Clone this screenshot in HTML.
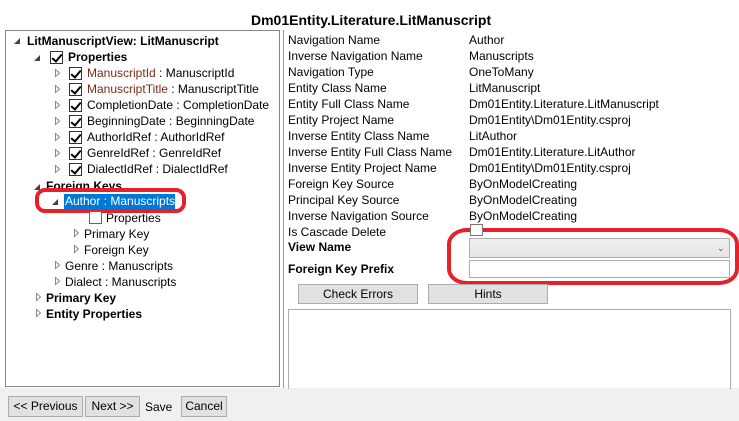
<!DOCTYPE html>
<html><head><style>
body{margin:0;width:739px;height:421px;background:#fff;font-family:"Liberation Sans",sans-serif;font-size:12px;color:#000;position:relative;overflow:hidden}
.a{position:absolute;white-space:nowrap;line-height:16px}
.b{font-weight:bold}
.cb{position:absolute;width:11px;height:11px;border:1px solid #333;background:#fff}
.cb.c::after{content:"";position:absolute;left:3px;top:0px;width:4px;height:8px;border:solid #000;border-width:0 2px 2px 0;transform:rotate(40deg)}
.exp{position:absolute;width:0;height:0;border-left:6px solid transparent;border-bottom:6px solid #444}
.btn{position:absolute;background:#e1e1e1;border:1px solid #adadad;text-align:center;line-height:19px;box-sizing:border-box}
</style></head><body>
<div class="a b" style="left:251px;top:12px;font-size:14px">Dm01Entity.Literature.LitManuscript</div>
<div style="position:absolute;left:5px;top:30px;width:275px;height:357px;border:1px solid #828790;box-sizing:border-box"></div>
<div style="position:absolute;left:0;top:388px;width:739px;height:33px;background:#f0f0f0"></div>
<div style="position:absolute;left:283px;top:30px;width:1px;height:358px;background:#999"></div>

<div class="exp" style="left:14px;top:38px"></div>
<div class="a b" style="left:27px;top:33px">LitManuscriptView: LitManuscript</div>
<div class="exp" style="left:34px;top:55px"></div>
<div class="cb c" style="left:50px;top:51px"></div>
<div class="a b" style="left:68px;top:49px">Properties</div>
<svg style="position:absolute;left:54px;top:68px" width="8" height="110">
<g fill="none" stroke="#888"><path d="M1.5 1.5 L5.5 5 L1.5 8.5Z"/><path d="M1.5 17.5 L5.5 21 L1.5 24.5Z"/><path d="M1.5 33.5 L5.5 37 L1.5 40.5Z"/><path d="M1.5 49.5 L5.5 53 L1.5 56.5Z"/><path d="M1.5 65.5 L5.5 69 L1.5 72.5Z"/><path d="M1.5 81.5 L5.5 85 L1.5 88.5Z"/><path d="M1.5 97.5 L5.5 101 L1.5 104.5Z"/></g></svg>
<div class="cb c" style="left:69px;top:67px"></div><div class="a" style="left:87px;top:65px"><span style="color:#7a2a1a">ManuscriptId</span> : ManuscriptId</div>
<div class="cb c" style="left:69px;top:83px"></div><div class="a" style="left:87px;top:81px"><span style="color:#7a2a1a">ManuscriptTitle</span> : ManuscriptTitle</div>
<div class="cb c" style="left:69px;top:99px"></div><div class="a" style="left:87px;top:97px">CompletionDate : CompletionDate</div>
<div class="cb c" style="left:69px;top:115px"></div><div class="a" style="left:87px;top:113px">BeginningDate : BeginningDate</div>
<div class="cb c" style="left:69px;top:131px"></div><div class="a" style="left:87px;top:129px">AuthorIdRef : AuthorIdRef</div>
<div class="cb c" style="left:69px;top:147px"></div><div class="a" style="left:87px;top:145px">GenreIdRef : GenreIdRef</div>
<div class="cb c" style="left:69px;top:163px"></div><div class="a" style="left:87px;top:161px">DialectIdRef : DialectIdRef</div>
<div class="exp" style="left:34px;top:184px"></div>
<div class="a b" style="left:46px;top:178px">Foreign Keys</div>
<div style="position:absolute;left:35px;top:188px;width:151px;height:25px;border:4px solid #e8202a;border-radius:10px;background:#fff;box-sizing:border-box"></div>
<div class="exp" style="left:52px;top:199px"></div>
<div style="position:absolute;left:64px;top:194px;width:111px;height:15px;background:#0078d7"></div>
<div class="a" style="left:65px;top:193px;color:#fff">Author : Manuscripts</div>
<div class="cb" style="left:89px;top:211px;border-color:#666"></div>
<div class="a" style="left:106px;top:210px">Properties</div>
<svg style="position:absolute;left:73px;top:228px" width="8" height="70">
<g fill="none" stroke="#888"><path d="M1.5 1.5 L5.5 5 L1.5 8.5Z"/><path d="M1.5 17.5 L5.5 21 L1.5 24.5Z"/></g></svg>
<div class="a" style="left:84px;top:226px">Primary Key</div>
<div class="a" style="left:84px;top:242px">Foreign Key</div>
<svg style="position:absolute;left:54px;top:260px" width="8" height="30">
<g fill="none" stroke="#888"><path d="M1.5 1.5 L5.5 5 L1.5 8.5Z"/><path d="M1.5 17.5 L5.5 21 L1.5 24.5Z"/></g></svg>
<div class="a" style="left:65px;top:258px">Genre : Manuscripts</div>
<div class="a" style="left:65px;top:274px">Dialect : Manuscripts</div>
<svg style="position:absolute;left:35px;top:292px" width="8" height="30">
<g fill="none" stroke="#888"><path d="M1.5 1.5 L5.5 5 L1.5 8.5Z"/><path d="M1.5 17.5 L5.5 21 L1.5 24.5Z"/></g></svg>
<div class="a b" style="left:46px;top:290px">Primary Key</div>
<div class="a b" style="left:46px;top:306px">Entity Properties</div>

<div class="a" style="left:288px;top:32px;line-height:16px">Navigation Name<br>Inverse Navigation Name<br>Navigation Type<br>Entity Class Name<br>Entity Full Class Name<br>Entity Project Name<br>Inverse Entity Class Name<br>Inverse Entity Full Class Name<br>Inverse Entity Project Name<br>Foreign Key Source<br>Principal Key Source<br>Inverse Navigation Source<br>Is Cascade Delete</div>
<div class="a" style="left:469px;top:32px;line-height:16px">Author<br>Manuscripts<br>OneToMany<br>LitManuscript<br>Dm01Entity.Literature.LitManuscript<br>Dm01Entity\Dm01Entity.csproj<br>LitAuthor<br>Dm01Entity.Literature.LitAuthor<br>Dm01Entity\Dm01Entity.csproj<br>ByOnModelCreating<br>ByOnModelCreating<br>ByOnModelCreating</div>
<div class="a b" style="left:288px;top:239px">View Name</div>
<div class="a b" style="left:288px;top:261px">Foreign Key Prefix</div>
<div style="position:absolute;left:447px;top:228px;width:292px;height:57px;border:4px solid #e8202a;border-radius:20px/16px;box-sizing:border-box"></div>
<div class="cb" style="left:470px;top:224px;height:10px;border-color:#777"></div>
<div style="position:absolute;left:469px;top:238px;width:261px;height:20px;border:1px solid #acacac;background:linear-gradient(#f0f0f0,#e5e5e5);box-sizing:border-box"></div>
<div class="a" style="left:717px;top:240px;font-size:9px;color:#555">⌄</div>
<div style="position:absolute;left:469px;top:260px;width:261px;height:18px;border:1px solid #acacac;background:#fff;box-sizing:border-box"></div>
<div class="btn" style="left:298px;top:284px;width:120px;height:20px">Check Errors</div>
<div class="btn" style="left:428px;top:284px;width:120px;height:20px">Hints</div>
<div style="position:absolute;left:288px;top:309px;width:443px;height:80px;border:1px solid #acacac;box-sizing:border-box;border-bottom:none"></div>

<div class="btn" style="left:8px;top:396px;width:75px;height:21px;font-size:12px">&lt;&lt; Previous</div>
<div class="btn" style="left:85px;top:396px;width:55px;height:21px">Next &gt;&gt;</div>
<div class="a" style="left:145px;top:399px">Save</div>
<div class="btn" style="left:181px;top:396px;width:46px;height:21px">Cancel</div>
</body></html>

**Stated goal:** Transcribe the preceding listing in its entirety and with exact wording, leaving out pictures.

**Task solution:**
Clone this screenshot in HTML.
<!DOCTYPE html>
<html><head><style>
body{margin:0;width:739px;height:421px;background:#fff;font-family:"Liberation Sans",sans-serif;font-size:12px;color:#000;position:relative;overflow:hidden}
.a{position:absolute;white-space:nowrap;line-height:16px}
.b{font-weight:bold}
.cb{position:absolute;width:11px;height:11px;border:1px solid #333;background:#fff}
.cb.c::after{content:"";position:absolute;left:3px;top:0px;width:4px;height:8px;border:solid #000;border-width:0 2px 2px 0;transform:rotate(40deg)}
.exp{position:absolute;width:0;height:0;border-left:6px solid transparent;border-bottom:6px solid #444}
.btn{position:absolute;background:#e1e1e1;border:1px solid #adadad;text-align:center;line-height:19px;box-sizing:border-box}
</style></head><body>
<div class="a b" style="left:251px;top:12px;font-size:14px">Dm01Entity.Literature.LitManuscript</div>
<div style="position:absolute;left:5px;top:30px;width:275px;height:357px;border:1px solid #828790;box-sizing:border-box"></div>
<div style="position:absolute;left:0;top:388px;width:739px;height:33px;background:#f0f0f0"></div>
<div style="position:absolute;left:283px;top:30px;width:1px;height:358px;background:#999"></div>

<div class="exp" style="left:14px;top:38px"></div>
<div class="a b" style="left:27px;top:33px">LitManuscriptView: LitManuscript</div>
<div class="exp" style="left:34px;top:55px"></div>
<div class="cb c" style="left:50px;top:51px"></div>
<div class="a b" style="left:68px;top:49px">Properties</div>
<svg style="position:absolute;left:54px;top:68px" width="8" height="110">
<g fill="none" stroke="#888"><path d="M1.5 1.5 L5.5 5 L1.5 8.5Z"/><path d="M1.5 17.5 L5.5 21 L1.5 24.5Z"/><path d="M1.5 33.5 L5.5 37 L1.5 40.5Z"/><path d="M1.5 49.5 L5.5 53 L1.5 56.5Z"/><path d="M1.5 65.5 L5.5 69 L1.5 72.5Z"/><path d="M1.5 81.5 L5.5 85 L1.5 88.5Z"/><path d="M1.5 97.5 L5.5 101 L1.5 104.5Z"/></g></svg>
<div class="cb c" style="left:69px;top:67px"></div><div class="a" style="left:87px;top:65px"><span style="color:#7a2a1a">ManuscriptId</span> : ManuscriptId</div>
<div class="cb c" style="left:69px;top:83px"></div><div class="a" style="left:87px;top:81px"><span style="color:#7a2a1a">ManuscriptTitle</span> : ManuscriptTitle</div>
<div class="cb c" style="left:69px;top:99px"></div><div class="a" style="left:87px;top:97px">CompletionDate : CompletionDate</div>
<div class="cb c" style="left:69px;top:115px"></div><div class="a" style="left:87px;top:113px">BeginningDate : BeginningDate</div>
<div class="cb c" style="left:69px;top:131px"></div><div class="a" style="left:87px;top:129px">AuthorIdRef : AuthorIdRef</div>
<div class="cb c" style="left:69px;top:147px"></div><div class="a" style="left:87px;top:145px">GenreIdRef : GenreIdRef</div>
<div class="cb c" style="left:69px;top:163px"></div><div class="a" style="left:87px;top:161px">DialectIdRef : DialectIdRef</div>
<div class="exp" style="left:34px;top:184px"></div>
<div class="a b" style="left:46px;top:178px">Foreign Keys</div>
<div style="position:absolute;left:35px;top:188px;width:151px;height:25px;border:4px solid #e8202a;border-radius:10px;background:#fff;box-sizing:border-box"></div>
<div class="exp" style="left:52px;top:199px"></div>
<div style="position:absolute;left:64px;top:194px;width:111px;height:15px;background:#0078d7"></div>
<div class="a" style="left:65px;top:193px;color:#fff">Author : Manuscripts</div>
<div class="cb" style="left:89px;top:211px;border-color:#666"></div>
<div class="a" style="left:106px;top:210px">Properties</div>
<svg style="position:absolute;left:73px;top:228px" width="8" height="70">
<g fill="none" stroke="#888"><path d="M1.5 1.5 L5.5 5 L1.5 8.5Z"/><path d="M1.5 17.5 L5.5 21 L1.5 24.5Z"/></g></svg>
<div class="a" style="left:84px;top:226px">Primary Key</div>
<div class="a" style="left:84px;top:242px">Foreign Key</div>
<svg style="position:absolute;left:54px;top:260px" width="8" height="30">
<g fill="none" stroke="#888"><path d="M1.5 1.5 L5.5 5 L1.5 8.5Z"/><path d="M1.5 17.5 L5.5 21 L1.5 24.5Z"/></g></svg>
<div class="a" style="left:65px;top:258px">Genre : Manuscripts</div>
<div class="a" style="left:65px;top:274px">Dialect : Manuscripts</div>
<svg style="position:absolute;left:35px;top:292px" width="8" height="30">
<g fill="none" stroke="#888"><path d="M1.5 1.5 L5.5 5 L1.5 8.5Z"/><path d="M1.5 17.5 L5.5 21 L1.5 24.5Z"/></g></svg>
<div class="a b" style="left:46px;top:290px">Primary Key</div>
<div class="a b" style="left:46px;top:306px">Entity Properties</div>

<div class="a" style="left:288px;top:32px;line-height:16px">Navigation Name<br>Inverse Navigation Name<br>Navigation Type<br>Entity Class Name<br>Entity Full Class Name<br>Entity Project Name<br>Inverse Entity Class Name<br>Inverse Entity Full Class Name<br>Inverse Entity Project Name<br>Foreign Key Source<br>Principal Key Source<br>Inverse Navigation Source<br>Is Cascade Delete</div>
<div class="a" style="left:469px;top:32px;line-height:16px">Author<br>Manuscripts<br>OneToMany<br>LitManuscript<br>Dm01Entity.Literature.LitManuscript<br>Dm01Entity\Dm01Entity.csproj<br>LitAuthor<br>Dm01Entity.Literature.LitAuthor<br>Dm01Entity\Dm01Entity.csproj<br>ByOnModelCreating<br>ByOnModelCreating<br>ByOnModelCreating</div>
<div class="a b" style="left:288px;top:239px">View Name</div>
<div class="a b" style="left:288px;top:261px">Foreign Key Prefix</div>
<div style="position:absolute;left:447px;top:228px;width:292px;height:57px;border:4px solid #e8202a;border-radius:20px/16px;box-sizing:border-box"></div>
<div class="cb" style="left:470px;top:224px;height:10px;border-color:#777"></div>
<div style="position:absolute;left:469px;top:238px;width:261px;height:20px;border:1px solid #acacac;background:linear-gradient(#f0f0f0,#e5e5e5);box-sizing:border-box"></div>
<div class="a" style="left:717px;top:240px;font-size:9px;color:#555">⌄</div>
<div style="position:absolute;left:469px;top:260px;width:261px;height:18px;border:1px solid #acacac;background:#fff;box-sizing:border-box"></div>
<div class="btn" style="left:298px;top:284px;width:120px;height:20px">Check Errors</div>
<div class="btn" style="left:428px;top:284px;width:120px;height:20px">Hints</div>
<div style="position:absolute;left:288px;top:309px;width:443px;height:80px;border:1px solid #acacac;box-sizing:border-box;border-bottom:none"></div>

<div class="btn" style="left:8px;top:396px;width:75px;height:21px;font-size:12px">&lt;&lt; Previous</div>
<div class="btn" style="left:85px;top:396px;width:55px;height:21px">Next &gt;&gt;</div>
<div class="a" style="left:145px;top:399px">Save</div>
<div class="btn" style="left:181px;top:396px;width:46px;height:21px">Cancel</div>
</body></html>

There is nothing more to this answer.